Can Jet break my Amazon habit? That’s what the new ecommerce site is aiming to achieve now they have finally launched. Their plan is to eventually charge a $50 membership that will give access to prices that beat their giant rival. For the moment those subscriptions are free, to encourage new members.

But Jet faces a long uphill battle. Amazon has been around for a couple of decades honing their business model, which famously reinvests an enormous amount of profit back into improving the business each year. They keep on investing vast amounts to ensure they stay the market leader.

I know that I personally am loyal to Amazon and that’s about more than price alone. I was struck when I read what the Amazon founder and CEO, Jeff Bezos, said about customer service: “The best customer service is if the customer doesn’t need to call you, doesn’t need to talk to you. It just works.”

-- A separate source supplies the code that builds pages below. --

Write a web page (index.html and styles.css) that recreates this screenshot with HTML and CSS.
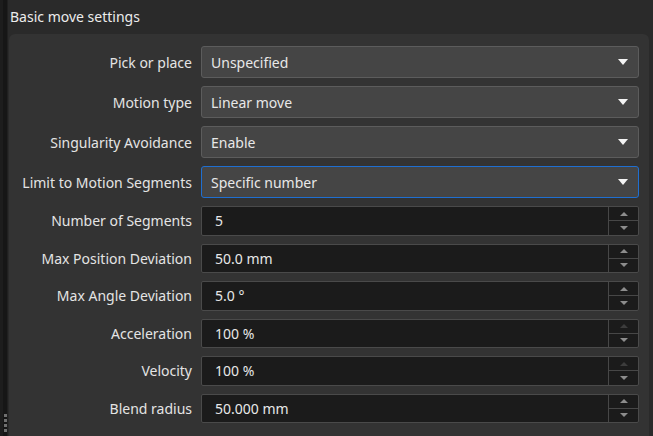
FILE: index.html
```html
<!DOCTYPE html>
<html>
<head>
<meta charset="utf-8">
<link rel="stylesheet" href="styles.css">
</head>
<body>
<div class="app">
  <div class="strip">
    <div class="grip">
      <span></span><span></span><span></span><span></span>
    </div>
  </div>
  <div class="main">
    <div class="header">Basic move settings</div>
    <div class="panel">
      <div class="form">
        <div class="label">Pick or place</div>
        <div class="combo"><span>Unspecified</span><i class="caret"></i></div>

        <div class="label">Motion type</div>
        <div class="combo"><span>Linear move</span><i class="caret"></i></div>

        <div class="label">Singularity Avoidance</div>
        <div class="combo"><span>Enable</span><i class="caret"></i></div>

        <div class="label">Limit to Motion Segments</div>
        <div class="combo focus"><span>Specific number</span><i class="caret"></i></div>

        <div class="label">Number of Segments</div>
        <div class="spin"><span class="val">5</span><div class="btns"><div class="btn"><i class="up"></i></div><div class="btn"><i class="down"></i></div></div></div>

        <div class="label">Max Position Deviation</div>
        <div class="spin"><span class="val">50.0 mm</span><div class="btns"><div class="btn"><i class="up"></i></div><div class="btn"><i class="down"></i></div></div></div>

        <div class="label">Max Angle Deviation</div>
        <div class="spin"><span class="val">5.0 °</span><div class="btns"><div class="btn"><i class="up"></i></div><div class="btn"><i class="down"></i></div></div></div>

        <div class="label">Acceleration</div>
        <div class="spin"><span class="val">100 %</span><div class="btns"><div class="btn"><i class="up off"></i></div><div class="btn"><i class="down"></i></div></div></div>

        <div class="label">Velocity</div>
        <div class="spin"><span class="val">100 %</span><div class="btns"><div class="btn"><i class="up off"></i></div><div class="btn"><i class="down"></i></div></div></div>

        <div class="label">Blend radius</div>
        <div class="spin"><span class="val">50.000 mm</span><div class="btns"><div class="btn"><i class="up"></i></div><div class="btn"><i class="down"></i></div></div></div>
      </div>
    </div>
  </div>
</div>
</body>
</html>
```
FILE: styles.css
```css
* { box-sizing: border-box; }
html, body {
  margin: 0;
  padding: 0;
  width: 653px;
  height: 436px;
  overflow: hidden;
  background: #2a2a2a;
  font-family: "Noto Sans", "Open Sans", sans-serif;
  font-size: 14px;
  color: #e4e4e4;
}
.app {
  display: flex;
  height: 436px;
}
.strip {
  width: 8px;
  flex: none;
  background: #161616;
  border-left: 3px solid #1d1d1d;
  border-right: 1px solid #202020;
  display: flex;
  flex-direction: column;
  justify-content: flex-end;
  padding-bottom: 4px;
}
.grip {
  display: flex;
  flex-direction: column;
  gap: 2px;
  padding-left: 1px;
}
.grip span {
  display: block;
  width: 3px;
  height: 3px;
  background: #6f6f6f;
}
.main {
  flex: 1;
  display: flex;
  flex-direction: column;
  padding-right: 4px;
}
.header {
  height: 34px;
  flex: none;
  padding-left: 2px;
  line-height: 34px;
  color: #ececec;
}
.panel {
  flex: 1;
  margin-left: 1px;
  background: #333333;
  border-radius: 6px 6px 0 0;
  padding: 12px 10px 0 0;
}
.form {
  display: grid;
  grid-template-columns: 183px 1fr;
  column-gap: 9px;
  row-gap: 8px;
  grid-auto-rows: auto;
}
.label {
  text-align: right;
  align-self: center;
  white-space: nowrap;
  color: #e4e4e4;
}
.combo {
  height: 32px;
  background: #454545;
  border: 1px solid #5c5c5c;
  border-radius: 3px;
  display: flex;
  align-items: center;
  justify-content: space-between;
  padding: 0 10px 0 9px;
  color: #e8e8e8;
}
.combo.focus {
  border-color: #1f6fd1;
}
.caret {
  width: 0;
  height: 0;
  border-left: 5px solid transparent;
  border-right: 5px solid transparent;
  border-top: 6px solid #f4f4f4;
  margin-right: 0;
}
.spin {
  height: 29.5px;
  background: #1b1b1b;
  border: 1px solid #4a4a4a;
  border-radius: 2px;
  display: flex;
  align-items: stretch;
  color: #e8e8e8;
}
.val {
  flex: 1;
  align-self: center;
  padding-left: 13px;
}
.btns {
  width: 30px;
  flex: none;
  border-left: 1px solid #474747;
  display: flex;
  flex-direction: column;
}
.btn {
  flex: 1;
  display: flex;
  align-items: center;
  justify-content: center;
}
.btn + .btn {
  border-top: 1px solid #474747;
}
.up {
  width: 0;
  height: 0;
  border-left: 4px solid transparent;
  border-right: 4px solid transparent;
  border-bottom: 4px solid #8c8c8c;
}
.up.off {
  border-bottom-color: #3c3c3c;
}
.down {
  width: 0;
  height: 0;
  border-left: 4px solid transparent;
  border-right: 4px solid transparent;
  border-top: 4px solid #8c8c8c;
}
```
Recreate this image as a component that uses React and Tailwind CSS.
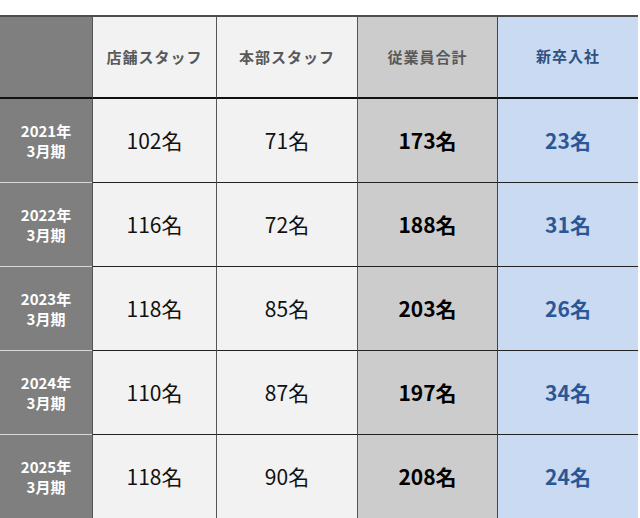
import React from 'react';

const rows = [
  { year: '2021年', store: '102名', hq: '71名', total: '173名', fresh: '23名' },
  { year: '2022年', store: '116名', hq: '72名', total: '188名', fresh: '31名' },
  { year: '2023年', store: '118名', hq: '85名', total: '203名', fresh: '26名' },
  { year: '2024年', store: '110名', hq: '87名', total: '197名', fresh: '34名' },
  { year: '2025年', store: '118名', hq: '90名', total: '208名', fresh: '24名' },
];

const font = { fontFamily: '"Noto Sans CJK JP", "Noto Sans", sans-serif' };

const App = () => {
  return (
    <div className="w-[640px] h-[518px] bg-white pt-[15px] overflow-hidden" style={font}>
      <div className="w-[638px] grid grid-cols-[92px_124px_141px_140px_141px] border-t-2 border-[#4d4d4d]">
        {/* ヘッダー */}
        <div className="h-[82px] bg-[#7f7f7f] border-b-2 border-[#111]" />
        <div className="h-[82px] bg-[#f2f2f2] border-l-[1.5px] border-b-2 border-l-[#555] border-b-[#111] flex items-center justify-center">
          <span className="text-[15px] font-bold text-[#595959] tracking-[1px]">店舗スタッフ</span>
        </div>
        <div className="h-[82px] bg-[#f2f2f2] border-l-[1.5px] border-b-2 border-l-[#555] border-b-[#111] flex items-center justify-center">
          <span className="text-[15px] font-bold text-[#595959] tracking-[1px]">本部スタッフ</span>
        </div>
        <div className="h-[82px] bg-[#cccccc] border-l-[1.5px] border-b-2 border-l-[#555] border-b-[#111] flex items-center justify-center">
          <span className="text-[15px] font-bold text-[#595959] tracking-[1px]">従業員合計</span>
        </div>
        <div className="h-[82px] bg-[#c9daf2] border-l-[1.5px] border-b-2 border-l-[#444] border-b-[#111] flex items-center justify-center pb-[2px]">
          <span className="text-[15px] font-bold text-[#2f4f7f] tracking-[1px]">新卒入社</span>
        </div>

        {rows.map((r, i) => (
          <React.Fragment key={r.year}>
            <div className="h-[84px] bg-[#7f7f7f] border-b-[1.5px] border-[#d9d9d9] flex flex-col items-center justify-center text-white font-bold text-[15px] leading-[20px]">
              <span>{r.year}</span>
              <span>3月期</span>
            </div>
            <div className="h-[84px] bg-[#f2f2f2] border-l-[1.5px] border-b-[1.5px] border-l-[#555] border-b-[#222] flex items-center justify-center">
              <span className="text-[21px] text-[#111]">{r.store}</span>
            </div>
            <div className="h-[84px] bg-[#f2f2f2] border-l-[1.5px] border-b-[1.5px] border-l-[#555] border-b-[#222] flex items-center justify-center">
              <span className="text-[21px] text-[#111]">{r.hq}</span>
            </div>
            <div className="h-[84px] bg-[#cccccc] border-l-[1.5px] border-b-[1.5px] border-l-[#555] border-b-[#222] flex items-center justify-center">
              <span className="text-[21px] font-bold text-black">{r.total}</span>
            </div>
            <div className="h-[84px] bg-[#c9daf2] border-l-[1.5px] border-b-[1.5px] border-l-[#444] border-b-[#222] flex items-center justify-center">
              <span className="text-[21px] font-bold text-[#2b5797]">{r.fresh}</span>
            </div>
          </React.Fragment>
        ))}
      </div>
    </div>
  );
};

export default App;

This captures the essence of what Amazon does nicely. Innovations such as one-click payment have entirely redefined ecommerce and made the online shopping experience pleasant and something that can take seconds – or be an enjoyable browse taking hours.

Amazon has long moved on from selling just books and movies. Their product range is now so vast it’s almost a one-stop-shop for anything. I know that it’s usually the first place I look, whatever I want to buy.

They have created a perfect balance where everything the customer wants is on offer and the customer service is so good that you almost never need to get in touch. The system just works. In the past 5 years, as a regular customer, I have only needed to contact them once and the fault that time lay with the courier.

Payment is simple, delivery is simple, and returns are simple. It’s a textbook example that shows how great service and service simplicity will drive repeat business. Customer loyalty is created because of the great shopping experience.

A rival, like Jet, may offer lower prices, but if they cannot match this kind of shopping experience – and even improve on it – then I won’t switch. If I won’t switch, perhaps many others won’t eitherAnd then there’s Amazon Dash, what will Jet answer that with?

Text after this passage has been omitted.